We're ready to train our associative memory! (Note that it offers us no particular advantage, in this case, that our "neurons" are based on simulated quantum computational gates, though it is possible to predict in "superposition" of many rows at once.)

In [12]:
from IPython.display import clear_output
from pyqrack import QrackSimulator, QrackNeuron

eta = (1 / 2) * (out_bin_count / y.shape[0])

input_power = 1 << in_tot_count
input_indices = list(range(in_tot_count))
qsim = QrackSimulator(in_tot_count + out_qubit_count)

output_layer = []
for i in range(out_qubit_count):
    output_layer.append(QrackNeuron(qsim, input_indices, in_tot_count + i))

# Train the network to associate powers of 2 with their log2()
print("Learning...")
for i in range(len(xd)):
    perm = xd[i]
    res = yd[i]

    if i > 0:
        clear_output(wait=True)
    print("Epoch ", (i + 1), " out of ", len(xd))
    for j in range(out_qubit_count):
        qsim.reset_all()
        for k in range(in_tot_count):
            if perm[k]:
                qsim.x(k)
        for k in range(out_qubit_count):
            if res[k]:
                qsim.x(in_tot_count + k)
        output_layer[j].learn_permutation(eta, res[j] == 1)

Epoch  33214  out of  33214


Let's use our neural net, trained on half the data, to try to predict the left-out half of data!

In [13]:
print("Should associate each input with its trained output...")
sum_sqr_tot = 0
sum_sqr_res = 0
for i in range(len(xd_test)):
    perm = xd_test[i]

    qsim.reset_all()
    for j in range(in_tot_count):
        if perm[j]:
            qsim.x(j)
    for j in range(out_qubit_count):
        output_layer[j].predict()

    bn = out_bin_count
    offset = 0
    for j in range(out_qubit_count):
        bn = bn // 2
        if qsim.m(in_tot_count + j):
            offset += bn 
    pred = y_bins[offset]
    
    if i > 0:
        clear_output(wait=True)
    print("Predicting ", (i + 1), " out of ", len(xd))

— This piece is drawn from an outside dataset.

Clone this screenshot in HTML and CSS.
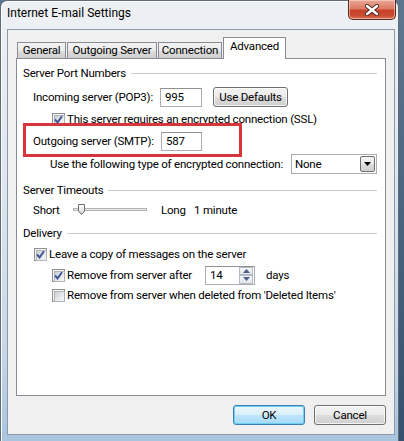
FILE: index.html
```html
<!DOCTYPE html>
<html>
<head>
<meta charset="utf-8">
<link rel="stylesheet" href="styles.css">
</head>
<body>
<div class="window">
  <div class="titlebar">
    <span class="title">Internet E-mail Settings</span>
    <div class="close">
      <svg width="18" height="12" viewBox="0 0 18 12"><path d="M4 2 L14 10 M14 2 L4 10" stroke="#4a2a24" stroke-width="4.2" stroke-linecap="round"/><path d="M4 2 L14 10 M14 2 L4 10" stroke="#ffffff" stroke-width="2.4" stroke-linecap="round"/></svg>
    </div>
  </div>
  <div class="dialog">
    <div class="tabs">
      <div class="tab t-general">General</div>
      <div class="tab t-outgoing">Outgoing Server</div>
      <div class="tab t-connection">Connection</div>
      <div class="tab t-advanced active">Advanced</div>
    </div>
    <div class="page">
      <div class="group"><span>Server Port Numbers</span><i class="rule"></i></div>

      <div class="row r-incoming">
        <span class="lbl">Incoming server (POP3):</span>
        <span class="field f-port">995</span>
        <span class="btn btn-defaults">Use Defaults</span>
      </div>

      <div class="row r-ssl">
        <span class="cb checked"><svg width="9" height="9" viewBox="0 0 9 9"><path d="M1 4.5 L3.6 7.4 L8 1.2" stroke="#3f5595" stroke-width="1.9" fill="none"/></svg></span>
        <span class="cbl">This server requires an encrypted connection (SSL)</span>
      </div>

      <div class="row r-outgoing">
        <span class="lbl lbl-out">Outgoing server (SMTP):</span>
        <span class="field f-port2">587</span>
      </div>

      <div class="row r-enc">
        <span>Use the following type of encrypted connection:</span>
        <span class="combo"><span class="combo-val">None</span><span class="combo-btn"><svg width="7" height="4" viewBox="0 0 7 4"><path d="M0 0 H7 L3.5 4 Z" fill="#000"/></svg></span></span>
      </div>

      <div class="group g-timeouts"><span>Server Timeouts</span><i class="rule"></i></div>

      <div class="row r-short">
        <span class="short">Short</span>
        <svg class="slider" width="74" height="12" viewBox="0 0 74 12">
          <defs><linearGradient id="th" x1="0" y1="0" x2="0" y2="1"><stop offset="0" stop-color="#ffffff"/><stop offset="1" stop-color="#d4d4d4"/></linearGradient></defs>
          <rect x="0.5" y="4.5" width="73" height="2" fill="#e6e6e6" stroke="#b5b5b5"/>
          <path d="M5.5 0.5 H11.5 V7 L8.5 10.5 L5.5 7 Z" fill="url(#th)" stroke="#6f6f6f"/>
        </svg>
        <span class="long">Long</span>
        <span>1 minute</span>
      </div>

      <div class="group g-delivery"><span>Delivery</span><i class="rule"></i></div>

      <div class="row r-leave">
        <span class="cb checked"><svg width="9" height="9" viewBox="0 0 9 9"><path d="M1 4.5 L3.6 7.4 L8 1.2" stroke="#3f5595" stroke-width="1.9" fill="none"/></svg></span>
        <span class="cbl">Leave a copy of messages on the server</span>
      </div>

      <div class="row r-after">
        <span class="cb checked"><svg width="9" height="9" viewBox="0 0 9 9"><path d="M1 4.5 L3.6 7.4 L8 1.2" stroke="#3f5595" stroke-width="1.9" fill="none"/></svg></span>
        <span class="cbl cbl-after">Remove from server after</span>
        <span class="spin"><span class="spin-val">14</span><span class="spin-btns"><span class="sb"><svg width="7" height="4" viewBox="0 0 7 4"><path d="M0 4 H7 L3.5 0 Z" fill="#4d5f86"/></svg></span><span class="sb"><svg width="7" height="4" viewBox="0 0 7 4"><path d="M0 0 H7 L3.5 4 Z" fill="#4d5f86"/></svg></span></span></span>
        <span class="days">days</span>
      </div>

      <div class="row r-when">
        <span class="cb"></span>
        <span class="cbl">Remove from server when deleted from 'Deleted Items'</span>
      </div>

      <div class="highlight"></div>
    </div>
    <div class="buttons">
      <span class="btn btn-dlg default">OK</span>
      <span class="btn btn-dlg">Cancel</span>
    </div>
  </div>
</div>
</body>
</html>
```
FILE: styles.css
```css
* { box-sizing: border-box; }
html, body { margin: 0; padding: 0; }
body {
  width: 404px;
  height: 441px;
  overflow: hidden;
  background: linear-gradient(180deg, #5d7790 0%, #34506c 100%);
  font-family: Roboto, "Noto Sans", sans-serif;
  font-size: 11.5px;
  letter-spacing: -0.2px;
  color: #000;
}
.window {
  width: 399px;
  height: 441px;
  border: 1px solid #5f6b77;
  border-bottom: none;
  border-radius: 7px 7px 0 0;
  background: linear-gradient(180deg, #eef1f4 0%, #dfe6ee 40%, #c6d7e8 80%, #a9c4de 100%);
  display: flex;
  flex-direction: column;
  box-shadow: inset 1px 1px 0 #fbfcfd;
}
.titlebar {
  height: 28px;
  display: flex;
  justify-content: space-between;
  align-items: flex-start;
  padding-left: 6px;
  padding-right: 2px;
}
.title {
  margin-top: 5px;
  font-size: 12px;
  letter-spacing: 0;
  line-height: 15px;
  color: #000;
}
.close {
  width: 48px;
  height: 20px;
  margin-top: -1px;
  border: 1px solid #5b2a22;
  border-top: none;
  border-radius: 0 0 5px 5px;
  background: linear-gradient(180deg, #e9a999 0%, #dc7a63 45%, #c8422a 55%, #c84a2e 80%, #d8745a 100%);
  box-shadow: inset 0 0 0 1px rgba(255, 220, 210, 0.55);
  display: flex;
  align-items: center;
  justify-content: center;
}
.dialog {
  margin-left: 6px;
  width: 388px;
  height: 406px;
  border: 1px solid #8b9aab;
  background: #f0f0f0;
  padding: 7px 8px 0 8px;
  display: flex;
  flex-direction: column;
}
.tabs {
  display: flex;
  align-items: flex-end;
  height: 21px;
  position: relative;
  z-index: 2;
}
.tab {
  height: 16px;
  border: 1px solid #898c95;
  border-bottom: none;
  margin-right: 1px;
  background: linear-gradient(180deg, #f3f3f3 0%, #ebebeb 50%, #dddddd 51%, #cfcfcf 100%);
  line-height: 14px;
  text-align: center;
  white-space: nowrap;
}
.t-general { width: 49px; margin-left: 1px; }
.t-outgoing { width: 90px; }
.t-connection { width: 64px; }
.t-advanced { width: 63px; }
.tab.active {
  height: 22px;
  margin-bottom: -1px;
  background: #ffffff;
  line-height: 17px;
}
.page {
  position: relative;
  width: 370px;
  height: 338px;
  border: 1px solid #898c95;
  background: #ffffff;
  padding: 6px 8px 0 0;
  display: flex;
  flex-direction: column;
}
.group {
  display: flex;
  align-items: center;
  height: 15px;
  padding-left: 6px;
}
.rule {
  flex: 1;
  height: 1px;
  margin-left: 5px;
  margin-top: 1px;
  background: #c9cdd2;
}
.g-timeouts { margin-top: 8px; }
.g-delivery { margin-top: 7px; }
.row {
  display: flex;
  align-items: center;
  white-space: nowrap;
}
.lbl { width: 127px; }
.lbl-out { width: 128px; }
.r-incoming { height: 22px; margin-top: 6px; padding-left: 16px; }
.r-ssl { height: 14px; margin-top: 4px; padding-left: 35px; }
.r-outgoing { height: 22px; margin-top: 4px; padding-left: 16px; }
.r-enc { height: 20px; margin-top: 2px; padding-left: 33px; }
.r-short { height: 16px; margin-top: 5px; padding-left: 16px; }
.r-leave { height: 14px; margin-top: 7px; padding-left: 17px; }
.r-after { height: 20px; margin-top: 4px; padding-left: 35px; }
.r-when { height: 14px; margin-top: 3px; padding-left: 35px; }

.field {
  height: 19px;
  border: 1px solid #abadb3;
  border-top-color: #8e9297;
  background: #fff;
  padding-left: 4px;
  line-height: 17px;
}
.f-port { width: 42px; }
.f-port2 { width: 41px; }

.btn {
  display: flex;
  align-items: center;
  justify-content: center;
  border: 1px solid #707070;
  border-radius: 3px;
  background: linear-gradient(180deg, #f2f2f2 0%, #ebebeb 50%, #dddddd 51%, #cfcfcf 100%);
  box-shadow: inset 0 0 0 1px rgba(255, 255, 255, 0.75);
}
.btn-defaults {
  width: 75px;
  height: 20px;
  margin-left: 11px;
}

.cb {
  width: 13px;
  height: 13px;
  border: 1px solid #8e8f8f;
  background: #f4f4f4;
  display: flex;
  align-items: center;
  justify-content: center;
  position: relative;
  flex: none;
}
.cb::before {
  content: "";
  position: absolute;
  left: 1px;
  top: 1px;
  width: 9px;
  height: 9px;
  border: 1px solid #b1b5bb;
  background: linear-gradient(135deg, #cbcfd5 0%, #e8eaec 60%, #f6f6f6 100%);
}
.cb svg { position: relative; z-index: 1; }
.cbl { margin-left: 2px; }
.cbl-after { width: 138px; }

.combo {
  margin-left: auto;
  width: 86px;
  height: 20px;
  border: 1px solid #abadb3;
  background: #fff;
  display: flex;
  align-items: center;
  justify-content: space-between;
  padding: 0 1px 0 3px;
}
.combo-btn {
  width: 15px;
  height: 16px;
  border: 1px solid #707070;
  border-radius: 2px;
  background: linear-gradient(180deg, #f2f2f2 0%, #ebebeb 50%, #dddddd 51%, #cfcfcf 100%);
  display: flex;
  align-items: center;
  justify-content: center;
}

.short { width: 40px; }
.slider { margin-right: 14px; }
.long { width: 33px; }

.spin {
  width: 50px;
  height: 19px;
  border: 1px solid #abadb3;
  border-top-color: #8e9297;
  background: #fff;
  display: flex;
  align-items: center;
  justify-content: space-between;
  padding: 0 1px 0 4px;
}
.spin-btns {
  display: flex;
  flex-direction: column;
  width: 14px;
  height: 17px;
}
.sb {
  flex: 1;
  border: 1px solid #b6bcc6;
  background: linear-gradient(180deg, #f6f7f9 0%, #e1e5eb 100%);
  display: flex;
  align-items: center;
  justify-content: center;
}
.days { margin-left: 11px; }

.highlight {
  position: absolute;
  left: 6px;
  top: 64px;
  width: 219px;
  height: 34px;
  border: 3px solid #d7343c;
}

.buttons {
  display: flex;
  justify-content: flex-end;
  gap: 9px;
  margin-top: 9px;
}
.btn-dlg {
  width: 72px;
  height: 20px;
}
.btn.default {
  border-color: #3c7fb1;
  background: linear-gradient(180deg, #eaf6fd 0%, #d9f0fc 50%, #bee6fd 51%, #a7d9f5 100%);
  box-shadow: inset 0 0 0 1px #6fd0f7;
}
```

    # print("Row: ", str(i))
    # print("Input: ", str(perm))
    # print("Prediction: ", str(pred))
    # print("Observed: ", str(y_test[i]))
    # print("Residual: ", str(y_test[i] - pred))
    # print()

    sum_sqr_tot += y_test[i] * y_test[i]
    sum_sqr_res += (y_test[i] - pred) * (y_test[i] - pred)

Predicting  33213  out of  33214


How does this compare to the training R^2 of multiple linear regression?

In [14]:
print("QrackNeuron Validation R^2: ", 1 - sum_sqr_res / sum_sqr_tot)
print("Multiple linear regression validation R^2: ", 1 - ssr / sst)
if (1 - sum_sqr_res / sum_sqr_tot) > (1 - ssr / sst):
    print("QrackNeuron quantum associative memory outperfomed multiple linear regression.")
else:
    print("Multiple linear regression outperfomed QrackNeuron quantum associative memory.")

QrackNeuron Validation R^2:  0.9855655982535823
Multiple linear regression validation R^2:  0.9565691441192254
QrackNeuron quantum associative memory outperfomed multiple linear regression.